The difference is everything the black box withholds. MTR ships as full MT5 source — 21 files, 16,923 lines — so you can read exactly what the system is about to do before it does it, including the risk layer where the account lives or dies. You can inspect the sizing, the stops, and the logic; you set the risk; you run it on your broker; and you can stop it. There's a published 28-month backtest you can recompute, not a leaderboard rank you have to trust — a sample, a method, and a source tree, instead of a sealed box asking for your account.
And the caveat, stated plainly because honesty is the brand: none of this is a promise of profit.

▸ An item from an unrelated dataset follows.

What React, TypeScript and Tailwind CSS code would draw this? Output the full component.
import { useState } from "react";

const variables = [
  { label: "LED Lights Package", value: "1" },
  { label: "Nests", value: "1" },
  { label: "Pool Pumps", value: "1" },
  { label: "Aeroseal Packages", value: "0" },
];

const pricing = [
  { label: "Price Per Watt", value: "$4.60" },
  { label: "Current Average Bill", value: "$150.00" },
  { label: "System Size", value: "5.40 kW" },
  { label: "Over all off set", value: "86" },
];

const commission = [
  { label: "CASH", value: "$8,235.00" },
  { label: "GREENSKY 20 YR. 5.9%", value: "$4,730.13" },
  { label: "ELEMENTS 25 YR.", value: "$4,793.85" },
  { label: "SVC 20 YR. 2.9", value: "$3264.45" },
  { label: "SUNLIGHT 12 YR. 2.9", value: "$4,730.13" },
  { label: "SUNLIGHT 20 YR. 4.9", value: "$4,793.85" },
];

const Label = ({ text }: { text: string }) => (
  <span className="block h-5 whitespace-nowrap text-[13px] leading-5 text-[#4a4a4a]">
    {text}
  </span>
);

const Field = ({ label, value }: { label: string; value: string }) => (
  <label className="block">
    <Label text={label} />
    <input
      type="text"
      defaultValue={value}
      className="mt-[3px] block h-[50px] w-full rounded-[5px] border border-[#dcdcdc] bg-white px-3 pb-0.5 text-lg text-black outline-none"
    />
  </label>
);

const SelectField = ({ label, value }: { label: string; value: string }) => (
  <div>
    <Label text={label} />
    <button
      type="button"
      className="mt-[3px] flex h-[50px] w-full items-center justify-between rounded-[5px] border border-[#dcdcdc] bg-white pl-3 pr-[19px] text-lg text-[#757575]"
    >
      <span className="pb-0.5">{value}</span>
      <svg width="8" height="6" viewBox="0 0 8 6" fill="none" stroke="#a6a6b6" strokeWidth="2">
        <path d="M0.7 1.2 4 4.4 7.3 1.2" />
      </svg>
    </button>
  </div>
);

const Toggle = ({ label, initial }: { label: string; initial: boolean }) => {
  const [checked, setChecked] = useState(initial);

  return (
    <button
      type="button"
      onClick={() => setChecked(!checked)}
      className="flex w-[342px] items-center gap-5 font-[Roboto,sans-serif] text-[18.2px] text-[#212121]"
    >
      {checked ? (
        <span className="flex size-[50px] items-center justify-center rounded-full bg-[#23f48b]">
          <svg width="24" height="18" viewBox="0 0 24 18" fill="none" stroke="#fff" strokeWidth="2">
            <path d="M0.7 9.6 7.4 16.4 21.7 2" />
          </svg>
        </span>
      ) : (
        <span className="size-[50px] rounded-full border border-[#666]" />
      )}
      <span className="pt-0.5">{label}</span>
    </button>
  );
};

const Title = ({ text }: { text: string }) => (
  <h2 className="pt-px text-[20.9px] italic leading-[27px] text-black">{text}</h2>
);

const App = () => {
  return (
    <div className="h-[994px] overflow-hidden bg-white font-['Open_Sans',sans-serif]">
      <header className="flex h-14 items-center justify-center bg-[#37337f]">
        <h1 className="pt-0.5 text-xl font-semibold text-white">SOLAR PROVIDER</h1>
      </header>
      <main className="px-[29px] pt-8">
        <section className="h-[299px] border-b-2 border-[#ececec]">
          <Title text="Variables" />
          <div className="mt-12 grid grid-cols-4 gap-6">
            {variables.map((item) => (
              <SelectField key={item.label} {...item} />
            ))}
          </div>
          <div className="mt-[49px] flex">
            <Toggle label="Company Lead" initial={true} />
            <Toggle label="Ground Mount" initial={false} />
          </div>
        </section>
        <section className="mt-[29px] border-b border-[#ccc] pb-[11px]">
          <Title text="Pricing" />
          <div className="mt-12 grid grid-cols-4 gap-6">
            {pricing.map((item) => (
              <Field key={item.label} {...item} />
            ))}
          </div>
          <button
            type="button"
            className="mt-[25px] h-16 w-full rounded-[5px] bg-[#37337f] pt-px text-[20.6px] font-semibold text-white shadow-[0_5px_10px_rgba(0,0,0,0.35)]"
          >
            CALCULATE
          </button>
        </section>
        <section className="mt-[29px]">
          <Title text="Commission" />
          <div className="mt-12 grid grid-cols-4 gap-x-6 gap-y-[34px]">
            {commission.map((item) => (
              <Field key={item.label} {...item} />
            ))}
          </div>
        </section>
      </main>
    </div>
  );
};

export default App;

Being readable doesn't make the edge eternal; you setting the risk doesn't mean the risk is small; a 28-month sample doesn't bind the future; and the system can lose money like any other — ours included — because the edge can decay, your broker can differ from our test, and an autonomous EA can have a bad month while you sleep. Inspectability and a human gate are proof of method, not proof of profit. But in a feed selling robots you're forbidden to inspect, a system you can read and can stop is the first thing worth trusting with the keys.

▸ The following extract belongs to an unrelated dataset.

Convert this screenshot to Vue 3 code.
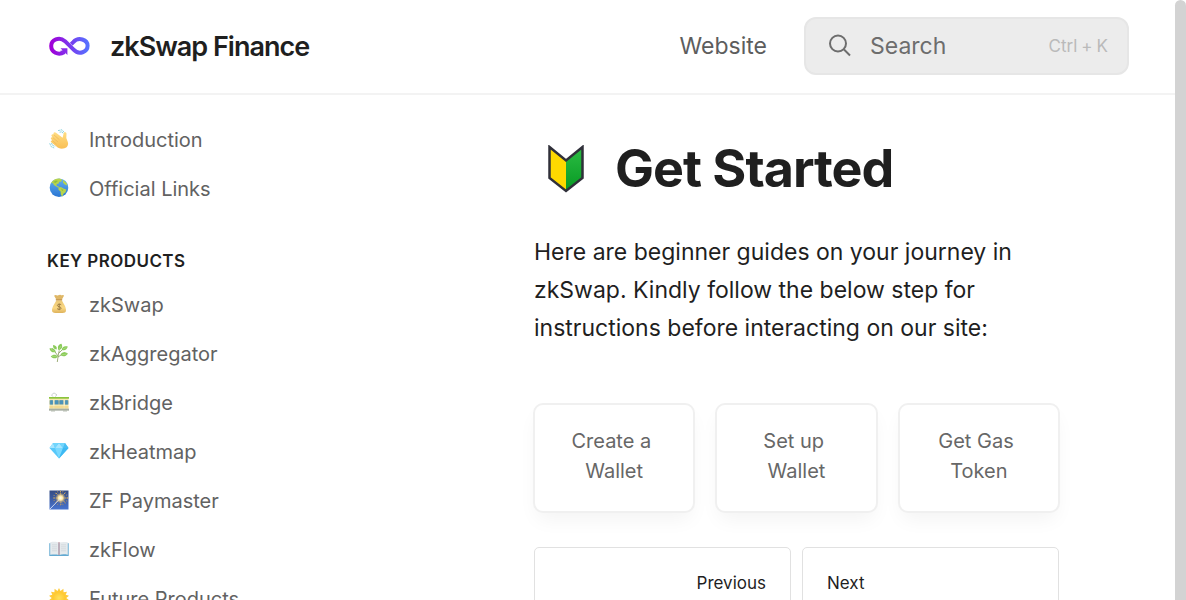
<script setup>
const intro = [
  { icon: 'wave', label: 'Introduction' },
  { icon: 'globe', label: 'Official Links' }
]
const products = [
  { icon: 'bag', label: 'zkSwap' },
  { icon: 'herb', label: 'zkAggregator' },
  { icon: 'tram', label: 'zkBridge' },
  { icon: 'gem', label: 'zkHeatmap' },
  { icon: 'sparkler', label: 'ZF Paymaster' },
  { icon: 'book', label: 'zkFlow' },
  { icon: 'sun', label: 'Future Products' }
]
const groups = [
  { title: '', items: intro },
  { title: 'KEY PRODUCTS', items: products }
]
const cards = ['Create a \nWallet', 'Set up \nWallet', 'Get Gas \nToken']
</script>

<template>
  <div class="page">
    <svg class="defs" width="0" height="0" aria-hidden="true">
      <defs>
        <linearGradient id="hand" x1="0" y1="0" x2="0" y2="1"><stop stop-color="#ffdd82" /><stop offset="1" stop-color="#f9bf55" /></linearGradient>
        <linearGradient id="sea" x1="0" y1="0" x2="0" y2="1"><stop stop-color="#65b0ef" /><stop offset="1" stop-color="#2875d3" /></linearGradient>
        <linearGradient id="sack" x1="0" y1="0" x2="0" y2="1"><stop stop-color="#eac776" /><stop offset=".6" stop-color="#fad884" /><stop offset="1" stop-color="#deb25b" /></linearGradient>
        <linearGradient id="night" x1="0" y1="0" x2="0" y2="1"><stop stop-color="#344b83" /><stop offset="1" stop-color="#4773ce" /></linearGradient>
        <radialGradient id="flash"><stop stop-color="#fff" /><stop offset=".4" stop-color="#ffe8a3" /><stop offset="1" stop-color="#c89b50" stop-opacity="0" /></radialGradient>
        <radialGradient id="sunfill"><stop stop-color="#ffe15c" /><stop offset="1" stop-color="#ffc72e" /></radialGradient>
        <symbol id="wave" viewBox="0 0 20 20">
          <path d="M9 1.600 13 .8l2.600 3M10.500 3.200l2.500-.4 1.300 1.800M.7 14.300l1.500 3.400 3.500 1.500M2.500 14l1 2.400 2.700 1" fill="none" stroke="#83cfdb" stroke-width=".9" stroke-dasharray="2 .5" />
          <path d="M2.200 13.200c-1-1 .1-2.300 1.200-1.600l-1.300-1.500c-.9-1.200.6-2.500 1.700-1.500L2.700 7.300c-1-1.300.8-2.800 2-1.600L4.600 5C4 3.500 5.800 2.500 7 3.700l6.600 5 1-4.300c.5-1.800 3.200-1.300 2.900.5l-.2 4 1.500 4.100c1.100 3.200-.8 6.100-4.600 6.600-2.900.4-5.500-.8-7-2.400z" fill="url(#hand)" />
          <path d="m4.700 5.700 5.700 5M3.800 8.600l5.100 4.300M3.400 11.600l4.100 3.500" fill="none" stroke="#e6b157" stroke-width=".6" />
        </symbol>
        <symbol id="globe" viewBox="0 0 20 20">
          <circle cx="10" cy="9.700" r="9.300" fill="url(#sea)" />
          <path d="M2 5.300C4 1.800 7 .5 10.500.6l2.500.9-.8 2.200-2 .1-.5 1.700-2.100.6.2 1.900 1.800.4 1 1.200-1.700-.1-2.400-1.600-1.600-1-1-1.800zM9.500 9.700l2.400-.8 2.600 1.600 2.800.9-.7 2.800-2.100 1.500-1.200 3.100-1.500-2.300-.2-3.100-2.100-1.600zM14 2l3.500 3 .8 2.500-2.600-.9-1.700-2z" fill="#b8d44b" />
          <path d="m4 4 3-1.400 2 .4-2.500 2zM12 10.500l2.600 1.400-1.400 1.200z" fill="#8fbd40" />
        </symbol>
        <symbol id="bag" viewBox="0 0 20 20">
          <path d="M5.1 1.7c1.700-1.500 2.700.4 4.100-.4 1.200-.7 2.600-.7 3.800.1 1-.7 1.900-.2 2 .4l-2.400 4.100h-5z" fill="#dfb766" />
          <path d="M7.400 6.300h5.400c1.200 2.700 4.500 6.500 4.200 10.300-.1 1.800-1.500 2.400-3.400 2.400H6.400C4.100 19 3 18.200 3 16.300 3 12.900 6.200 9 7.400 6.300z" fill="url(#sack)" />
          <path d="M6.800 5.100h6.400v1.300H6.800z" fill="#c99a52" />
          <path d="M12.200 10.800c-1-1-3.800-.8-3.800.7 0 1.600 3.700.9 3.700 2.700 0 1.600-3.100 1.500-4 .4M10.200 9.600v6.600" fill="none" stroke="#9d7d45" stroke-width="1" />
        </symbol>
        <symbol id="herb" viewBox="0 0 20 20">
          <path d="M8.300 19c.6-4.500 1-8 2-11.500M9 13 3.400 5.300M9 14l6.800-4.500M9.500 10.500 16 4" fill="none" stroke="#879b5b" stroke-width=".8" />
          <path d="M9.600 7.200C8 3.600 9.400 1.600 12.500.8c1.500 3.200.6 5.400-2.900 6.400zM12.800 7c.3-3.400 2.600-4.400 6-3.400-.7 3.200-3.100 4.400-6 3.400zM11.600 12c.8-3.200 4.200-3.700 7.400-1.300-2.300 2.800-5.200 3.400-7.400 1.300zM8.700 13.200c-.8 2.700-4.400 2.900-7 .3 2.400-2.600 5.300-2.300 7-.3zM6.700 9C4 10.100 1.400 8.600.4 5.400 4 4.800 6.300 6 6.700 9zM7.600 6.500C4.800 6.500 3.900 4.600 4 2.100c3 .4 4.400 1.900 3.600 4.400z" fill="#8acb59" />
          <path d="m10.200 6 1.800-3M14 6l3.400-1.500M13 11.800l4.600-.8M3 13.400l4.500-.1M2 6.400l3.700 2" stroke="#b7e091" stroke-width=".6" />
        </symbol>
        <symbol id="tram" viewBox="0 0 20 20">
          <path d="M4 4.700 2.500 2.900l2.500-2 3 2L6 4.700" fill="none" stroke="#b8c0bf" stroke-width=".7" />
          <path d="M.5 5h19v13H.5z" fill="#f5e8ad" /><path d="M0 5h20v1.700H0z" fill="#8bc43d" />
          <path d="M.5 8.300h19v4.200H.5z" fill="#93aca0" />
          <path d="M1.200 8.300h2.600v4.200H1.200zm4.600 0h3.400v3.900H5.800zm5 0h3.400v3.900h-3.400zm5.400 0h2.600v4.200h-2.600z" fill="#4a93ba" />
          <path d="M4.200 7.500h1.200v9H4.200zm10.400 0h1.200v9h-1.200z" fill="#fbf2cd" /><path d="M.5 14.500h19v1H.5z" fill="#f0cf78" />
          <path d="M0 17h20v1.200H0zM2 19h4m8 0h4" fill="#a8b0a2" stroke="#a8b0a2" stroke-width=".8" />
        </symbol>
        <symbol id="gem" viewBox="0 0 20 20">
          <path d="M4 2h12l3.500 5L10 17.500.5 7z" fill="#57c8fa" />
          <path d="M4 2 .5 7H6zm6 0L6 7h8z" fill="#a5e5ff" /><path d="m4 2 2 5 4-5zm6 0 4 5 2-5z" fill="#71d5fc" />
          <path d="M6 7h8l-4 10.500z" fill="#79d9ff" /><path d="M14 7h5.500L10 17.500z" fill="#3db9f3" /><path d="m16 2-2 5h5.500z" fill="#4abef3" />
        </symbol>
        <symbol id="sparkler" viewBox="0 0 20 20">
          <path d="M.5.5h19v19H.5z" fill="url(#night)" />
          <circle cx="11.500" cy="8" r="6.800" fill="none" stroke="#a08a68" stroke-width="1.500" stroke-dasharray=".8 1.800" />
          <path d="m11.500 1 .4 14M4.600 8h14M7 3l9.500 10M16 3 7 12.500" stroke="#d5ab61" stroke-width=".9" stroke-dasharray="1.500 .7" />
          <circle cx="11.500" cy="8" r="5.500" fill="url(#flash)" /><path d="m1 19 9.700-10" stroke="#d6dff2" stroke-width=".9" />
        </symbol>
        <symbol id="book" viewBox="0 0 20 20">
          <path d="M.3 4.200h19.400V17H.3z" fill="#62a9d1" />
          <path d="M1.200 3.200c3.700-.5 6.800-.5 8.500.4v12.300c-2.800-.8-5.600-.5-8.500-.2zM10.300 3.600c2.100-.9 5.300-.8 8.500-.4v12.500c-3-.4-5.800-.6-8.500.2z" fill="#e5eaed" />
          <path d="M3 5.800h5M3 7.800h5M3 9.800h5M3 11.800h5M12 5.800h5M12 7.800h5M12 9.800h5M12 11.800h5" stroke="#cdd5d9" stroke-width=".7" />
          <path d="M10 3v13" stroke="#b88691" stroke-width="1" />
        </symbol>
        <symbol id="sun" viewBox="0 0 20 20">
          <path d="m10 0 1.500 3L14.400.8l.2 3.400 3.400-.5-1.300 3.100 3.300 1-2.700 2.200 2.700 2.200-3.300 1 1.300 3.100-3.400-.5-.2 3.400-2.900-2.200-1.500 3-1.500-3-2.900 2.200-.2-3.400-3.400.5 1.300-3.100-3.300-1L2.700 10 0 7.800l3.300-1L2 3.700l3.400.5L5.600.8 8.500 3z" fill="#ffcb3a" />
          <circle cx="10" cy="10" r="6.500" fill="url(#sunfill)" />
        </symbol>
      </defs>
    </svg>

    <header class="header">
      <a class="brand" href="#">
        <svg class="logo" viewBox="0 0 42 20" aria-hidden="true">
          <defs><linearGradient id="brandfill" x1="0" y1="0" x2="1" y2="0"><stop stop-color="#a000d8" /><stop offset=".5" stop-color="#7b38ed" /><stop offset="1" stop-color="#5671ff" /></linearGradient></defs>
          <path d="M16.500 16C10 20 3.200 16 3.200 10S11 .2 17 5.200l8.600 8.500C31 19.500 39.600 16 39.600 9.800S30.500.5 25.300 6.100l-2 2" fill="none" stroke="url(#brandfill)" stroke-width="4" />
          <path d="M12.500 12.300h6.900V19l-2.200-2.200-3.300 1-1.600-3 2.400-.4z" fill="#8828e9" />
        </svg>
        <span>zkSwap Finance</span>
      </a>
      <a class="website" href="#">Website</a>
      <button class="search" type="button">
        <svg viewBox="0 0 24 24" aria-hidden="true"><circle cx="10" cy="9.500" r="8" /><path d="m16 15.500 6 6" /></svg>
        <span>Search</span>
        <kbd><span>Ctrl</span><span>+</span><span>K</span></kbd>
      </button>
    </header>

    <div class="body">
      <nav class="sidebar" aria-label="Documentation">
        <section v-for="group in groups" :key="group.title" class="group">
          <h2 v-if="group.title">{{ group.title }}</h2>
          <a v-for="item in group.items" :key="item.label" href="#">
            <svg aria-hidden="true"><use :href="'#' + item.icon" /></svg>{{ item.label }}
          </a>
        </section>
      </nav>
      <main>
        <h1>
          <svg viewBox="0 0 36 48" aria-hidden="true">
            <defs><linearGradient id="leaf" x1="0" y1="0" x2="0" y2="1"><stop stop-color="#2cbd44" /><stop offset="1" stop-color="#079923" /></linearGradient></defs>
            <path d="M1.500 2 18 15.500V46L1.500 33z" fill="#ffd900" /><path d="M34.500 2 18 15.500V46l16.500-13z" fill="url(#leaf)" />
            <path d="M1.500 2 18 15.500 34.500 2v31L18 46 1.500 33z" fill="none" stroke="#30303a" stroke-width="2.500" />
          </svg>
          Get Started
        </h1>
        <p>Here are beginner guides on your journey in zkSwap. Kindly follow the below step for instructions before interacting on our site:</p>
        <div class="cards"><a v-for="card in cards" :key="card" href="#">{{ card }}</a></div>
        <div class="pager"><a class="previous" href="#">Previous</a><a href="#">Next</a></div>
      </main>
    </div>
    <div class="scrollbar" aria-hidden="true"></div>
  </div>
</template>

<style>
body { margin: 0; background: #fff; }
</style>
<style scoped>
* { box-sizing: border-box; }
.page { position: relative; height: 100vh; overflow: hidden; padding-right: 11px; font-family: Inter, sans-serif; color: #1f1f1f; background: #fff; }
.defs { position: absolute; }
a { color: inherit; text-decoration: none; }
.header { height: 95px; display: flex; align-items: center; padding: 0 46px 1px 48px; border-bottom: 2px solid #f3f3f3; }
.brand { display: flex; align-items: center; gap: 20px; margin-right: auto; font-size: 27px; font-weight: 600; letter-spacing: -1px; }
.logo { width: 42px; height: 20px; }
.website { font-size: 23px; color: #5d5d5d; margin-right: 37px; }
.search { width: 325px; height: 58px; display: flex; align-items: center; padding: 0 19px 0 22px; border: 2px solid #e6e6e6; border-radius: 12px; background: #ececec; font: 23px Inter, sans-serif; color: #6d6d6d; text-align: left; }
.search svg { width: 24px; height: 24px; margin-right: 18px; fill: none; stroke: currentColor; stroke-width: 2; }
kbd { display: flex; gap: 4px; margin-left: auto; font: 17px Inter, sans-serif; color: #bababa; }
.body { display: grid; grid-template-columns: 487px minmax(0, 1fr); }
.sidebar { padding: 20px 40px 0 47px; }
.group + .group { margin-top: 35px; }
.group h2 { margin: 0 0 6px; font-size: 17px; line-height: 26px; font-weight: 600; letter-spacing: 0.025em; }
.group a { display: flex; align-items: center; height: 49px; font-size: 20px; color: #626262; }
.group svg { width: 20px; height: 20px; margin: 0 20px 2px 2px; flex: none; }
main { padding: 41px 116px 0 47px; }
h1 { display: flex; align-items: center; gap: 31px; margin: 0; padding-left: 14px; font-size: 52px; line-height: 66px; font-weight: 700; letter-spacing: -1px; }
h1 svg { width: 36px; height: 48px; }
p { margin: 31px 0 56px; font-size: 23px; line-height: 38px; }
.cards { display: grid; grid-template-columns: repeat(3, minmax(0, 1fr)); gap: 20px; margin: 0 -1px 34px; }
.cards a { height: 110px; padding: 22px 0; border: 2px solid #f0f0f0; border-radius: 10px; background: #fff; box-shadow: 0 10px 20px -4px #0000000d; text-align: center; white-space: pre; font-size: 20px; line-height: 30px; color: #676767; }
.cards a { padding: 21px 0; }
.pager { display: grid; grid-template-columns: 1fr 1fr; gap: 11px; }
.pager a { height: 88px; padding: 22px 24px; border: 1px solid #e1e1e1; border-radius: 5px; font-size: 17px; line-height: 26px; }
.pager .previous { text-align: right; }
.scrollbar { position: absolute; top: 0; right: 0; width: 11px; height: 100%; background: #d3d3d3; border-radius: 6px 6px 0 0; }
</style>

Disclosure: the one question for any AI-agent seller
We sell source and evidence you can inspect, and a system you control — not outcomes, not a hands-off money machine, not an "AI edge," not a guarantee. No agent, model, EA, or backtest can promise future results; autonomous or manual, trading carries real risk of loss, and past performance is not future performance.
So the next time something is sold to you as an autonomous "AI agent," ignore the leaderboard for a moment and ask the only question that separates a tool from a trap: "Can I read what it does, set my own risk, and stop it myself — or am I wiring my account to a box I'm not allowed to open?" If you can't open the box, the autonomy is the marketing. If you can, the agent was just a tool doing what you told it — the way it's supposed to be.
Your first 20 minutes
Don't take our word for it. Do the opposite of connecting your account to a stranger.
Minutes 0–5 · Read the risk module first. Open the source and go straight to where size and stops are decided — how it sets exposure, how it stops, what the worst-case behavior is, where the kill-switch lives. This is the layer an agent seller never shows you. Read ours before anything goes live.
Minutes 5–10 · Set your limits, not the defaults. Decide the per-trade size, the daily loss, the max exposure, and the conditions under which you stop the system — and set them. The dial is yours; that's the entire point.
Minutes 10–15 · Recompute, don't trust. Take the published 28-month sample and check it against your own broker's costs — spread, slippage, commission, swap. Evidence you can reproduce beats a leaderboard rank you have to believe.
Minutes 15–20 · Keep the gate. Run it small, on your terms, with a kill-switch you control, and decide — as the human in the loop — when it's allowed to risk money. Not because a leaderboard was green, but because you read it, sized it, tested it, and can stop it.
One last thing
The dream the feed is selling is trade without trading. The bill it doesn't show you is lose without knowing why — at machine speed, while you sleep, on a system you were never allowed to read.
Anyone can hand a robot the keys. Almost no one can read what the robot is about to do — and in the agent era, that gap is the whole difference between a tool you own and a stranger you funded.